Finance & Investing Breakthrough. House stuff moved from stuck to active. Discipline finance goals continued to slip, being consolidated into July.
Learning & Writing Light. April report shipped. Dandapani book started, not finished. Daily Athlete momentum slowed.
Mind & Meditation Reframed. Meditation streak honestly dropped. Movement as meditation acknowledged. Journal evening floor is the new target.
Joy Two new dimensions. Initiation. PT as a joy source. Micro-adventure goal formally off the board.
Travel Active. Passports done. Japan locked for June. Bihar with Mom moved to July with new conviction.
Office Key Focus. Re-org close to agreed.

Looking Ahead to June

June restructures around a single anchor : the Japan trip with Riya and Ryan from June 11th to June 23rd. Thirteen days of the month are on the trip, which means June is really three windows : ten days before, the trip itself, and a week after.

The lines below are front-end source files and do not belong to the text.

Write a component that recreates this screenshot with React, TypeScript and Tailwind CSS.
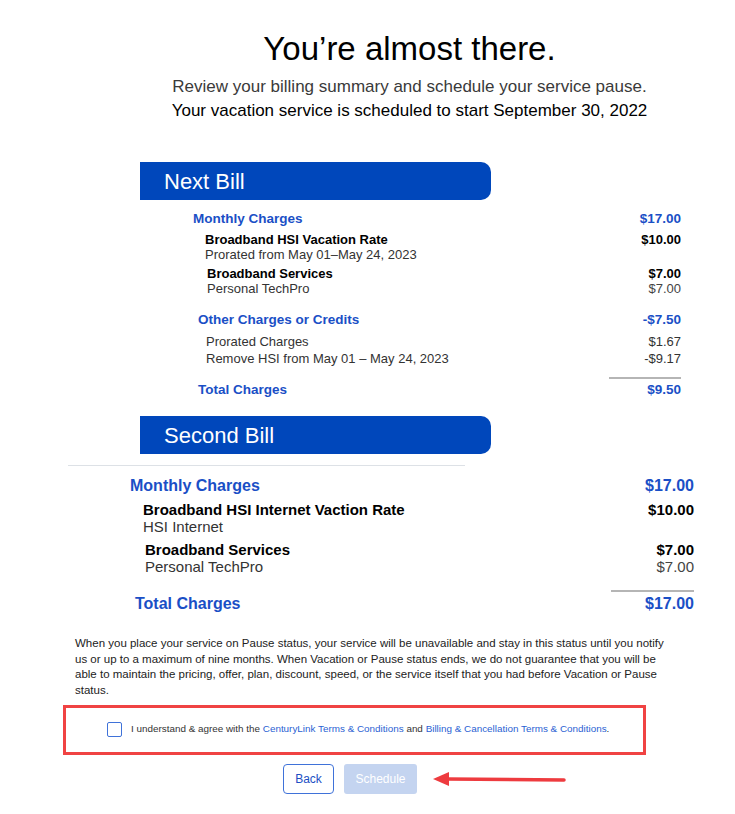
import React from 'react';

function Banner({ title }: { title: string }) {
  return (
    <div className="ml-[140px] flex h-[38px] w-[351px] items-center rounded-r-[10px] bg-[#0047bb] pl-[24px] text-[22px] text-white">
      {title}
    </div>
  );
}

export default function App() {
  return (
    <div className="min-h-[814px] w-[735px] bg-white font-['Liberation_Sans',Arial,sans-serif] text-black">
      {/* Header */}
      <header className="pl-[84px] pt-[29px] text-center">
        <h1 className="text-[33px] leading-[40px]">You’re almost there.</h1>
        <p className="mt-[6px] text-[17px] leading-[24px] text-[#3a3a3a]">
          Review your billing summary and schedule your service pause.
        </p>
        <p className="text-[17px] leading-[24px] text-black">
          Your vacation service is scheduled to start September 30, 2022
        </p>
      </header>

      {/* Next Bill */}
      <div className="mt-[39px]">
        <Banner title="Next Bill" />
        <div className="ml-[193px] w-[488px]">
          <div className="mt-[10px] flex justify-between text-[13.5px] font-bold leading-[18px] text-[#1a4fc6]">
            <span>Monthly Charges</span>
            <span>$17.00</span>
          </div>
          <div className="mt-[4px] flex justify-between pl-[12px] text-[13px] leading-[15px]">
            <div>
              <div className="font-bold">Broadband HSI Vacation Rate</div>
              <div className="text-[#333]">Prorated from May 01–May 24, 2023</div>
            </div>
            <span className="font-bold">$10.00</span>
          </div>
          <div className="mt-[4px] flex justify-between pl-[14px] text-[13px] leading-[15px]">
            <div>
              <div className="font-bold">Broadband Services</div>
              <div className="text-[#333]">Personal TechPro</div>
            </div>
            <div className="text-right">
              <div className="font-bold">$7.00</div>
              <div className="text-[#444]">$7.00</div>
            </div>
          </div>
          <div className="mt-[15px] flex justify-between pl-[5px] text-[13.5px] font-bold leading-[18px] text-[#1a4fc6]">
            <span>Other Charges or Credits</span>
            <span>-$7.50</span>
          </div>
          <div className="mt-[4px] flex justify-between pl-[13px] text-[13px] leading-[17px] text-[#333]">
            <div>
              <div>Prorated Charges</div>
              <div>Remove HSI from May 01 – May 24, 2023</div>
            </div>
            <div className="text-right">
              <div>$1.67</div>
              <div>-$9.17</div>
            </div>
          </div>
          <div className="ml-auto mt-[10px] h-[2px] w-[72px] bg-[#b5b5b5]" />
          <div className="mt-[2px] flex justify-between pl-[5px] text-[13.5px] font-bold leading-[18px] text-[#1a4fc6]">
            <span>Total Charges</span>
            <span>$9.50</span>
          </div>
        </div>
      </div>

      {/* Second Bill */}
      <div className="mt-[17px]">
        <Banner title="Second Bill" />
        <div className="ml-[68px] mt-[11px] h-px w-[397px] bg-[#dde1e6]" />
        <div className="ml-[130px] w-[564px]">
          <div className="mt-[10px] flex justify-between text-[16px] font-bold leading-[20px] text-[#1a4fc6]">
            <span>Monthly Charges</span>
            <span>$17.00</span>
          </div>
          <div className="mt-[5px] flex justify-between pl-[13px] text-[15px] leading-[17px]">
            <div>
              <div className="font-bold">Broadband HSI Internet Vaction Rate</div>
              <div className="text-[#333]">HSI Internet</div>
            </div>
            <span className="font-bold">$10.00</span>
          </div>
          <div className="mt-[6px] flex justify-between pl-[15px] text-[15px] leading-[17px]">
            <div>
              <div className="font-bold">Broadband Services</div>
              <div className="text-[#333]">Personal TechPro</div>
            </div>
            <div className="text-right">
              <div className="font-bold">$7.00</div>
              <div className="text-[#444]">$7.00</div>
            </div>
          </div>
          <div className="ml-auto mt-[15px] h-[2px] w-[83px] bg-[#b5b5b5]" />
          <div className="mt-[2px] flex justify-between pl-[5px] text-[16px] font-bold leading-[20px] text-[#1a4fc6]">
            <span>Total Charges</span>
            <span>$17.00</span>
          </div>
        </div>
      </div>

      {/* Disclaimer */}
      <p className="ml-[75px] mt-[22px] w-[592px] text-[11.5px] leading-[15.7px] text-[#222]">
        When you place your service on Pause status, your service will be unavailable and stay in this status until you notify
        us or up to a maximum of nine months. When Vacation or Pause status ends, we do not guarantee that you will be
        able to maintain the pricing, offer, plan, discount, speed, or the service itself that you had before Vacation or Pause
        status.
      </p>

      {/* Agreement */}
      <div className="ml-[63px] mt-[6px] flex h-[50px] w-[583px] items-center border-[3px] border-[#f04343] pl-[41px]">
        <span className="h-[15px] w-[15px] rounded-[2px] border-[1.5px] border-[#3f72d9]" />
        <span className="ml-[9px] text-[9.9px] text-[#333]">
          I understand &amp; agree with the <span className="text-[#2a5fd3]">CenturyLink Terms &amp; Conditions</span> and{' '}
          <span className="text-[#2a5fd3]">Billing &amp; Cancellation Terms &amp; Conditions</span>.
        </span>
      </div>

      {/* Actions */}
      <div className="ml-[283px] mt-[9px] flex items-center">
        <button className="h-[30px] w-[51px] rounded-[4px] border-[1.5px] border-[#3f72d9] text-[12px] text-[#1d4fc4]">
          Back
        </button>
        <button className="ml-[10px] h-[30px] w-[73px] rounded-[3px] bg-[#c4d4f0] text-[12px] text-white">
          Schedule
        </button>
        <svg className="ml-[16px]" width="134" height="20" viewBox="0 0 134 20">
          <line x1="14" y1="10" x2="131" y2="11" stroke="#ee3b3f" strokeWidth="3.5" strokeLinecap="round" />
          <polygon points="0,10 16,3 16,17" fill="#ee3b3f" />
        </svg>
      </div>
    </div>
  );
}
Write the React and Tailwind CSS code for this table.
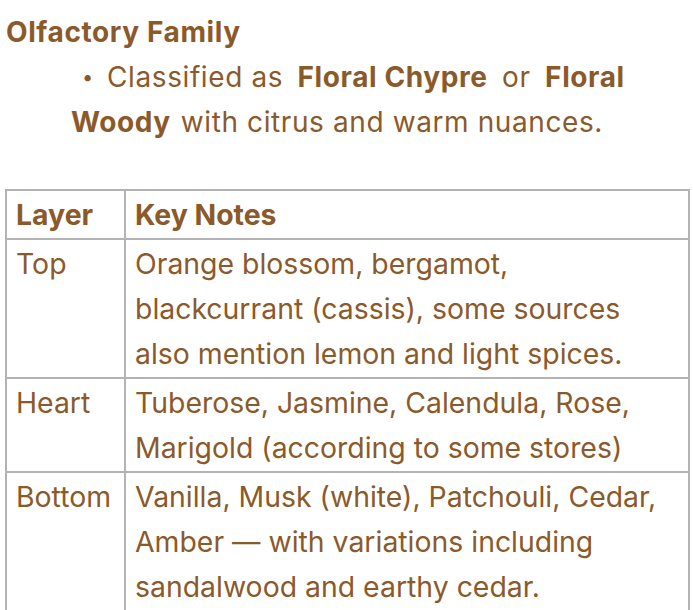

The ten days before are for closing : the re-org, the house stuff, the car decisions (Mobilio out, Kushaq in), the overdue admin, locking Japan logistics, and mapping Riya’s college options with her before I’m out of country. The trip is for being present in Japan with the kids while staying reachable for the JoSAA decision rounds that will likely run during the trip. The week after is for landing the Riya college call and a soft Q2 close-out.

Finance work is consolidated into July. Time with friends is moved to later. Bihar with Mom moves to early July. That’s three things deliberately taken off June so the two things that actually matter : Japan with the kids and Riya’s college decision : get the room they need.

Hyrox is six weeks out at the end of June. The lighter, more deliberate training cadence will get me to the start line fresh instead of fried.

The May 28th lesson from Gauri runs through all of this : life is transient. Be there with the people you love, while you can.

I am a warrior monk.


This is part of a monthly series where I review my life across the pillars that matter to me. The goal isn’t perfection, it’s awareness. If you know where you are, you can choose where to go.